Imagen cortesía de Segob
La cuarentena no ha sido favorable a los derechos de las mujeres: el potencial del movimiento feminista tan visible el 8 y 9 de marzo parece velado tras los efectos, devastadores o desgastantes, de la convivencia familiar en el espacio privado, con una movilidad restringida. El aumento de las violencias machistas, por un lado, y la negligencia o incapacidad gubernamental ante una situación de riesgo previsible, preocupan e irritan. La acumulación de agravios de todo tipo que hemos presenciado, aun a distancia, en estos meses, nos obliga a cuestionar de nuevo  no sólo el vacío institucional ya conocido sino también la indiferencia social que favorece la impunidad sistémica, institucionalizada, de crímenes atroces o de “violencias comunes.  Nos obliga también, como en otras coyunturas, a contener la desesperanza y a buscar otras salidas, otras formas de resistencia.
Mucho se ha discutido en estos días la llamada campaña “Cuenta hasta 10” con la que la Secretaría de Gobernación pretendía disminuir o detener, suponemos, la violencia familiar. Más allá del reciclaje de una mala campaña de hace décadas, de la revictimización que implica responsabilizar a quienes son violentadas del maltrato que las azota, sorprende el desconocimiento de la dinámica de la violencia, de pareja o familiar, y la incapacidad de recurrir a los múltiples estudios sobre prevención que se han hecho aquí y en otros países.
Hacer una crítica de lo más evidente no basta, sin embargo, lo más grave es que, en pleno ascenso de las pandemiasdel COVID y de la violencia – se quiera validar un concepto de la familia y de la sociedad, derivado de un imaginario oficial plagado de falsos ideales familiares de los años 50, ya entonces cuestionables.
Quienes así contribuyen, por acción o por omisión, al intento de suplantar realidades dolorosas con melodrama o moralina, olvidan que la negligencia no elimina su responsabilidad.
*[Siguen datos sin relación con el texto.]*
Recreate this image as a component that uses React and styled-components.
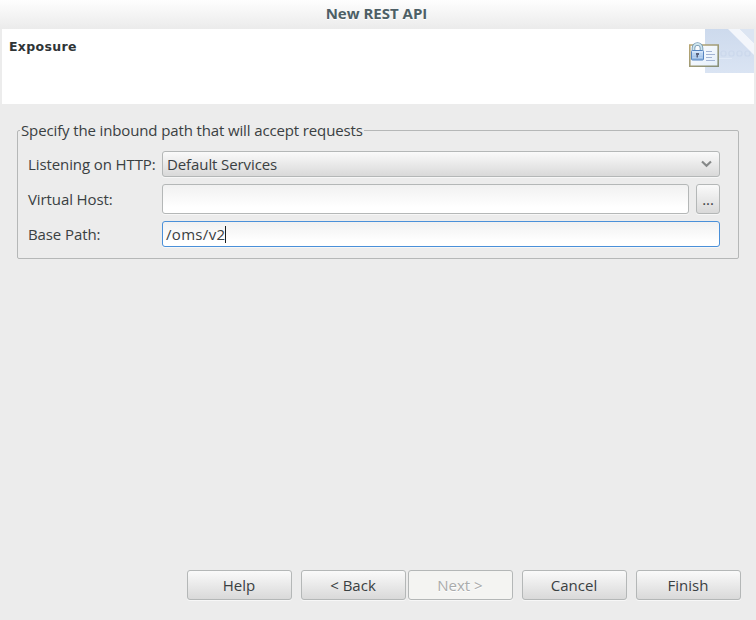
import React, { useState } from "react";
import styled, { createGlobalStyle, css } from "styled-components";

const GlobalStyle = createGlobalStyle`
  *, *::before, *::after { box-sizing: border-box; }
  body { margin: 0; background: #ececec; }
  button, input { font: inherit; color: inherit; letter-spacing: inherit; }
`;

const Dialog = styled.div`
  width: 756px;
  height: 620px;
  display: flex;
  flex-direction: column;
  overflow: hidden;
  background: #ececec;
  color: #3a4042;
  font: 15px/20px "Open Sans", "Noto Sans", sans-serif;
  letter-spacing: -0.1px;
`;

const TitleBar = styled.header`
  height: 29px;
  flex: none;
  background: linear-gradient(#fefefe, #ebebeb);
  color: #4d5f66;
  font-size: 15px;
  font-weight: 700;
  line-height: 27px;
  letter-spacing: 0;
  text-align: center;
  text-shadow: 0 1px 0 #fff;
  padding-right: 3px;
`;

const Banner = styled.section`
  height: 75px;
  flex: none;
  margin: 0 2px;
  background: #fff;
  display: flex;
  justify-content: space-between;
`;

const BannerTitle = styled.h1`
  margin: 8px 0 0 7px;
  font: 700 12.5px/20px "DejaVu Sans", sans-serif;
  letter-spacing: 0.32px;
  color: #2e3436;
`;

const Body = styled.main`
  flex: 1;
  padding: 16px 17px 0;
`;

const Group = styled.fieldset`
  margin: 0;
  min-width: 0;
  height: 139px;
  padding: 0 18px 0 10px;
  border: 1px solid #b5b7b7;
  border-radius: 2px;
`;

const Legend = styled.legend`
  height: 20px;
  padding: 0 1px 0 1px;
  margin-left: -8px;
  line-height: 20px;
  letter-spacing: -0.13px;
`;

const Fields = styled.div`
  display: grid;
  grid-template-columns: 134px 1fr;
  grid-template-rows: 26px 30px 26px;
  row-gap: 7px;
  padding-top: 11px;
`;

const Label = styled.label`
  align-self: center;
  white-space: nowrap;
`;

const raised = css`
  border: 1px solid #b4b7b7;
  border-radius: 3px;
  background: linear-gradient(#fafafa, #d9d9d9);
  box-shadow: 0 1px 0 #f7f7f7;
`;

const Select = styled.button`
  ${raised}
  display: flex;
  align-items: center;
  justify-content: space-between;
  padding: 0 7px 0 4px;
  text-align: left;
`;

const HostRow = styled.div`
  display: grid;
  grid-template-columns: 1fr 24px;
  gap: 7px;
`;

const field = css`
  border: 1px solid ${(p) => (p.$focused ? "#4a90d9" : "#b4b7b7")};
  border-radius: 3px;
  background: linear-gradient(#f1f1f1, #fff 80%);
  box-shadow: 0 1px 0 #f7f7f7;
`;

const TextInput = styled.input`
  ${field}
  width: 100%;
  min-width: 0;
  padding: 0 4px;
  outline: none;
`;

const FocusedField = styled.div`
  ${field}
  display: flex;
  align-items: center;
  padding: 0 3px;
  letter-spacing: 0.32px;
`;

const Caret = styled.span`
  width: 1px;
  height: 17px;
  background: #1b1d1e;
`;

const BrowseButton = styled.button`
  ${raised}
  padding: 0;
  text-align: center;
`;

const Footer = styled.footer`
  display: flex;
  justify-content: flex-end;
  gap: 9px;
  padding: 0 15px 20px 0;
  letter-spacing: 0;
`;

const StepButtons = styled.div`
  display: flex;
  gap: 2px;
`;

const Button = styled.button`
  ${raised}
  width: 105px;
  height: 30px;
  padding: 0 1px 0 0;
  text-align: center;
  &:disabled {
    background: #f4f4f2;
    color: #a9abab;
    text-shadow: 0 1px 0 #fff;
  }
`;

const BannerArt = () => (
  <svg width="66" height="44" viewBox="0 0 66 44" aria-hidden="true">
    <defs>
      <linearGradient id="sky" x1="0" y1="0" x2="0" y2="1">
        <stop offset="0" stopColor="#cddaed" />
        <stop offset="1" stopColor="#dae4f3" />
      </linearGradient>
      <linearGradient id="card" x1="0" y1="0" x2="1" y2="1">
        <stop offset="0" stopColor="#fff" />
        <stop offset="1" stopColor="#e3eefb" />
      </linearGradient>
      <linearGradient id="edge" x1="0" y1="0" x2="1" y2="1">
        <stop offset="0" stopColor="#b9a672" />
        <stop offset="1" stopColor="#87907a" />
      </linearGradient>
      <linearGradient id="lock" x1="0" y1="0" x2="0" y2="1">
        <stop offset="0" stopColor="#dcecff" />
        <stop offset="1" stopColor="#8db2de" />
      </linearGradient>
    </defs>
    <path d="M17 0h49v44H17z" fill="url(#sky)" />
    <path d="M40 0h12l14 14v12z" fill="#f3f6fb" />
    <path d="M52 0h14v14z" fill="#dce5f2" />
    <g fill="none" stroke="#cbd8ec" strokeWidth="1.2">
      <rect x="33" y="22" width="5" height="5" rx="2" />
      <rect x="41" y="22" width="5" height="5" rx="2" />
      <rect x="49" y="22" width="5" height="5" rx="2" />
      <rect x="57" y="22" width="5" height="5" rx="2" />
    </g>
    <path d="M31 29.500h13" stroke="#e0e9f6" />
    <path d="M1.800 16h28.400v21.200H1.800z" fill="url(#card)" stroke="url(#edge)" strokeWidth="1.600" />
    <path d="M18 22.500h6M18 25.500h9M18 28.500h6M18 31.500h9" stroke="#a3b4d4" />
    <path d="M5.500 22v-3a4 4 0 0 1 8 0v3" fill="none" stroke="#7799b5" strokeWidth="3.600" />
    <path d="M5.500 22v-3a4 4 0 0 1 8 0v3" fill="none" stroke="#cfe6ee" strokeWidth="1.800" />
    <rect x="3.500" y="21.500" width="12" height="9.500" rx="1" fill="url(#lock)" stroke="#5684c0" />
    <path d="M4.500 24.500h10M4.500 28.500h10" stroke="#b8d2f0" />
    <path d="M8 24h3v2h-1v2.500H8.500v-2.500H8z" fill="#56617e" />
  </svg>
);

export default function App() {
  const [host, setHost] = useState("");
  return (
    <>
      <GlobalStyle />
      <Dialog>
        <TitleBar>New REST API</TitleBar>
        <Banner>
          <BannerTitle>Exposure</BannerTitle>
          <BannerArt />
        </Banner>
        <Body>
          <Group>
            <Legend>Specify the inbound path that will accept requests</Legend>
            <Fields>
              <Label>Listening on HTTP:</Label>
              <Select type="button">
                Default Services
                <svg width="12" height="10" viewBox="0 0 12 10" aria-hidden="true">
                  <path d="M2 2.500L6.500 6.700l4.500-4.200" fill="none" stroke="#858888" strokeWidth="2.200" />
                </svg>
              </Select>
              <Label htmlFor="host">Virtual Host:</Label>
              <HostRow>
                <TextInput id="host" value={host} onChange={(e) => setHost(e.target.value)} />
                <BrowseButton type="button">...</BrowseButton>
              </HostRow>
              <Label>Base Path:</Label>
              <FocusedField $focused>
                /oms/v2
                <Caret />
              </FocusedField>
            </Fields>
          </Group>
        </Body>
        <Footer>
          <Button type="button">Help</Button>
          <StepButtons>
            <Button type="button">&lt; Back</Button>
            <Button type="button" disabled>Next &gt;</Button>
          </StepButtons>
          <Button type="button">Cancel</Button>
          <Button type="button">Finish</Button>
        </Footer>
      </Dialog>
    </>
  );
}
Al mismo tiempo que las autoridades siguen frustrando las expectativas ciudadanas de transitar hacia una vida sin ( tanta) violencia, las redes sociales y los medios nos  han confrontado con casos y escenas  que nos recuerdan cómo la indiferencia social también contribuye a perpetuar y agravar la violencia contra las mujeres. El caso más sonado es el del notario 102 del Estado de México sorprendido en la calle maltratando a una mujer, cuyo nombre ha quedado protegido pero a quien, pese a sus súplicas de auxilio ante la evidente brutalidad del agresor, nadie protegió y de la que ya no sabemos nada. Podemos aplaudir a quien grabó y difundió el hecho pero ¿por qué los demás testigos no intervinieron? ¿Por qué les bastó oír que ella era “su esposa” para “no meterse”? ¿Acaso eso implica que mujer es propiedad del hombre? ¿Y que por tanto la puede arrastrar o matar? ¿Y qué sucederá con otro que en realidad parece cómplice?
Estas preguntas pueden parecer retóricas porque sabemos que en el derecho mexicano la mujer fue tutelada (y maltratada con justificación legal y social) largo tiempo. No lo son porque ese guión obsoleto ya no vale, porque las feministas lograron importantes cambios legales como el reconocimiento de la igualdad, y la incorporación de México a convenios internacionales como Belém Do Pará, que obligan al Estado a instrumentar políticas públicas para prevenir, sancionar y erradicar la violencia machista y a eliminar los estereotipos, es decir, a cambiar de tajo la educación formal e informal.  
Tampoco son preguntas vanas porque cuando Diana Raigoza denunció, en agosto de 2019, que había sido acosada delante de testigos que no intervinieron, ella misma escribió en su página de FB: “¿Tenemos que esperar a que pasen actos de mayor gravedad para empezar a reaccionar, gente?”. Ante su feminicidio a puñaladas el 24 de mayo no basta con pedir justicia. Urge actuar contra la crueldad y la indiferencia.
La violencia extrema que vivimos favorece la tolerancia hacia ésta, pero ser testigos mudos nos hace cómplices. ¿Podemos  y queremos vivir en este tipo de sociedad?